As a long-time reader of fantasy, I enjoy the sword-and-sorcery epics
where the hero has to knock over some evil cult which practices human
sacrifice. And I have noticed that most of these evil cults take their cues
from exactly one of the numerous civilizations that has, in the long history of
Mankind, practiced human sacrifice.
And that
civilization is the Aztecs: the gory cutting-out of still-beating hearts.
Fans of
D&D will probably realize the Aztec connection to the Drow. And in the
marvelous two-series epic by David Eddings, the Belgariad and the Mallorean,
the evil god Torak is worshiped in a similar fashion. I cannot instantly
think of a human-sacrifice-making fantasy cult that does not do so. If you can, tell
me.
(I do
realize that certain fictional tribes make their sacrifices by offering nubile
maidens to monstrous beasts, but I am not certain that has any real connections
to historic human sacrifice. I will not touch on the sanctified ground of the
Colosseum here.)
This has me
rather puzzled. After all, in our five-thousand-plus-years of history, mankind
has come up with some creative ways to offer their sacrifices to the angry
gods. The simplest method, of course, was to simply chuck the victim into the
'dwelling place' of the god in question, whether it was a volcano, the sea, a river prone to flooding,
or a deep green well built for the purpose.
The Druids
were very straightforward: they slit their victims' throats. Their near
cousins, the worshipers of Nordic gods, were also straightforward. Odin
accepted offerings of hanged men. Some gods—Freya apparently one of them—took
victims drowned in peat bogs. The Life-Tree, Yggdrasil, took victims left to
bleed to death in its branches. There were also weirder cults, like the one
that involved filling a giant wicker figure with living victims and then
setting the whole thing on fire. Incas seemed more likely to bash their 'Chosen
Ones' on the head.
Babies were
buried alive beneath ancient strongholds so that their lives would bring
strength and protection to the building. They were thrown into deep pits as
'sacrifices' to the health and strength of the culture. And of course, all
across Mesopotamia and parts of Africa, wherever Phoenicia came and brought its
goods and its gods, infants were burned alive by the thousands as offerings to
Baal, Moloch, Astarte, and the rest of the bloodthirsty pantheon.
So I ask
again: with all these colorful and gruesome means offered to us by history, why
do our writers draw from the customs of one relatively small, upstart tribe? I have a few
theories.
First off,
the Aztecs were famous, not only for their method, but also for their number of
sacrifices. Several thousand victims were offered—sometimes in a single day.

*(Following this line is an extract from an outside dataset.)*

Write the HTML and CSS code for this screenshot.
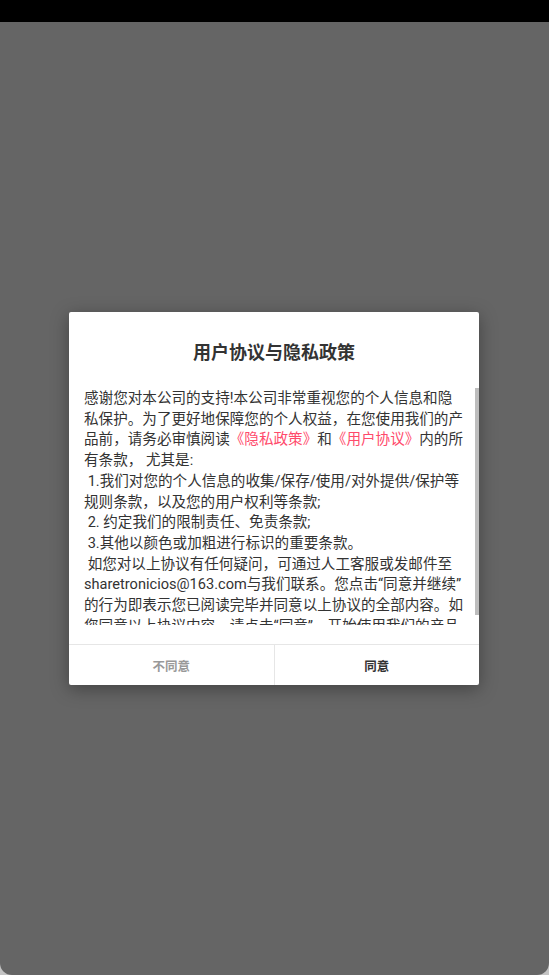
FILE: index.html
```html
<!DOCTYPE html>
<html lang="zh-CN">
<head>
<meta charset="utf-8">
<title>用户协议与隐私政策</title>
<link rel="stylesheet" href="styles.css">
</head>
<body>
<div class="screen">
  <div class="statusbar"></div>
  <div class="backdrop">
    <div class="dialog">
      <div class="dialog-title">用户协议与隐私政策</div>
      <div class="dialog-body">
        <div class="dialog-text">感谢您对本公司的支持!本公司非常重视您的个人信息和隐私保护。为了更好地保障您的个人权益，在您使用我们的产品前，请务必审慎阅读<span class="link">《隐私政策》</span>和<span class="link">《用户协议》</span>内的所有条款， 尤其是:<br> 1.我们对您的个人信息的收集/保存/使用/对外提供/保护等规则条款，以及您的用户权利等条款;<br> 2. 约定我们的限制责任、免责条款;<br> 3.其他以颜色或加粗进行标识的重要条款。<br> 如您对以上协议有任何疑问，可通过人工客服或发邮件至sharetronicios@163.com与我们联系。您点击“同意并继续”的行为即表示您已阅读完毕并同意以上协议的全部内容。如您同意以上协议内容，请点击“同意”，开始使用我们的产品和服务！</div>
        <div class="scroll-thumb"></div>
      </div>
      <div class="dialog-actions">
        <div class="btn btn-cancel">不同意</div>
        <div class="btn btn-ok">同意</div>
      </div>
    </div>
  </div>
</div>
</body>
</html>
```
FILE: styles.css
```css
html, body {
  margin: 0;
  padding: 0;
}
body {
  background: #c4c4c4;
  font-family: Roboto, "Noto Sans CJK SC", sans-serif;
  color: #333333;
}
.screen {
  width: 549px;
  height: 975px;
  display: flex;
  flex-direction: column;
}
.statusbar {
  height: 22px;
  background: #000000;
  flex: none;
}
.backdrop {
  flex: 1;
  background: #656565;
  border-radius: 0 0 12px 12px;
  display: flex;
  align-items: center;
  justify-content: center;
  padding-right: 1px;
}
.dialog {
  width: 410px;
  background: #ffffff;
  border-radius: 2px;
  box-shadow: 0 4px 18px rgba(0, 0, 0, 0.35);
  display: flex;
  flex-direction: column;
}
.dialog-title {
  padding: 29px 0 23px;
  line-height: 24px;
  font-size: 18px;
  font-weight: bold;
  text-align: center;
  color: #333333;
}
.dialog-body {
  position: relative;
  height: 237px;
  overflow: hidden;
  padding: 0 0 0 15px;
  margin-bottom: 19px;
}
.dialog-text {
  width: 380px;
  font-size: 14.58px;
  line-height: 20.7px;
  color: #333333;
  white-space: pre-wrap;
}
.scroll-thumb {
  position: absolute;
  top: 0;
  right: 0;
  width: 4px;
  height: 227px;
  background: #bdbdbd;
}
.link {
  color: #ff4a6b;
}
.dialog-actions {
  display: flex;
  height: 40px;
  border-top: 1px solid #e6e6e6;
}
.btn {
  flex: 1;
  display: flex;
  align-items: center;
  justify-content: center;
  font-size: 12.5px;
  font-weight: bold;
}
.btn-cancel {
  color: #999999;
  border-right: 1px solid #e6e6e6;
}
.btn-ok {
  color: #333333;
}
```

The worshipers of Moloch and Baal did this as well, but when blazing flames
consume the bodies, the scale may not immediately be obvious. When you're
constantly dumping blood-splashing corpses down steep temple steps, it's a
little more so.
The second
thing is just how grippingly awful the Aztec sacrifices were. While being
burned alive is probably more painful, and the idea of falling into a lava lake
makes your skin crawl, for sheer horror factor, it's hard to beat the thought
of having your heart ripped out of your chest while it's still beating. I'm
pretty sure none of us would enjoy such a spectacle—well, unless you're a
psycho addicted to death-torture porn—or want it to happen to us.
There's also
how dramatic, and graphic, they were. There was an element of secrecy to the
other acts: the Druids tended to do their throat-slitting at night, in deep,
shrouded groves. The temples of Moloch were enclosed places, lit only by the
sacrificial fires. Most of them hid the truth of what they did from the rest of
the world, at least in some way. Not so the Aztecs. They performed their gory
rites in broad daylight, at the top of pyramids, for all to see—and often
insisted that, yes, all must see.
But finally,
my thought is simply that we hate lies. And the infamous Black Legend about the
Spanish Conquest is nothing more than a lie. The English, who hated the
Spanish, spread this propaganda about them to make themselves look better. (The
truth is that the English attitude toward other nations was responsible for the
whole sorry treatment of the Indians during the American Expansion.) There were
jerks among the Conquistadors, I won't deny that. Francisco Pizarro, for
instance, was truly a piece of work.
Cortez, on
the other hand, was not. Yes, he fought the Axtecs, and yes, in the end there
was not one stone left on another in Tenochtitlan. But he fought to save the
smaller Mexican tribes from the Aztecs, who were the nastiest oppressors
Mesoamerica had ever seen. Cortez was the good guy—a hero in the face of
unbelievable obstacles. You won't find that in your average history book.
But you will
find that truth whispered, hinted dimly at, in sword-and-sorcery fantasy.
Because, after all, that's what all worthy fantasy is: a way to whisper at
truths the world refuses to hear.
Karina, this is a great article. I believe that history has been misconstrued to make certain peoples look like heroes. My question has always been why?